I'll start with my idea. Basically, there used to be a fortified and prosperous city near the base of a volcano. One day, the volcano erupted and spread ash over the entire area, burying the city (yes, like Pompeii.) In the present day, the players are recruited by an archaeologist who needs help exploring an underground complex which turns out to be the buried city. The players must travel through the sewers from building to building to fight the construct and undead guards that still remain at their posts.

kraftcheese
2016-06-21, 04:39 AM
This has been done before but the concept is still slightly different to what you listed: an underground maze (constructed by someone completely sane) used to contain a being/artifact/place of power deep below the surface of the world. It's populated by constructs, summoned beings and mortal creatures honorbound to stop anyone from reaching the being/artifact/place.

It would allow for some diplomacy with the intelligent creatures considering you might want to destroy the thing in the centre (or some lying about how you want to destroy it if you really want to free/use it).

Mastikator
2016-06-21, 05:20 AM
A dungeon can serve as a storage locale for valuable goods/treasures.
It can house prisoners very securely and it can be used to house VIPs in a very defensible location.
It could also be a mine that was later retrofitted/reinforced into a dungeon.
Or a tunnel from one spot to another that was later expanded upon.

It make perfect sense that you might find interesting stuff in dungeons under a buried city, since there wouldn't have been time to evacuate all of the valuables. You can also have had some monster flee into the dungeon when it was being buried and then get trapped there, the right kind of monster might survive the eons buried.

ClintACK
2016-06-21, 06:17 AM
A Proving Ground -- by getting through it, the PCs prove their worthiness to some group or other.

A God Did It -- a version of "a wizard did it" in a polytheistic world where at least one of the gods is completely inscrutable. It might be a clever plot to attract, test, train, and equip the heroes the world will desperately need. Or perhaps the god is just completely insane. Who can tell the difference?

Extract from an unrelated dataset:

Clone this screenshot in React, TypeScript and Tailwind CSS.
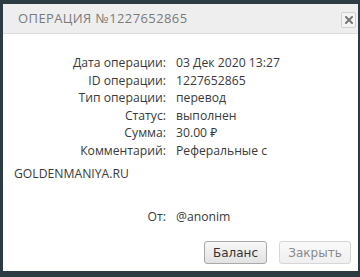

Entertainment -- anywhere from a Gladiatorial display to a Reality TV show. There are people watching the PCs battle their way through clever scenarios purely for entertainment purposes.

Misereor
2016-06-21, 06:24 AM
I remember doing a full redesign of the dungeon from Keep on the Borderlands, because I quite frankly found the design ridiculous.

Rainwater and underground river create limestone cave system.
Minerals in water feed various fungi. Small creatures feed on fungi. Larger creatures feed on smaller creatures. Even larger and nastier creatures feed on those, etcetera.
At some point in history intelligent creatures (in this case Elves) discover the caves and expand them to create a secret burial crypt with themed traps.
Much later, people digging a well in the keep stumble across the caves and use them as a secret entrance/exit.
Even later again, adventurers stumble across old keep and eventually discover hidden entrance.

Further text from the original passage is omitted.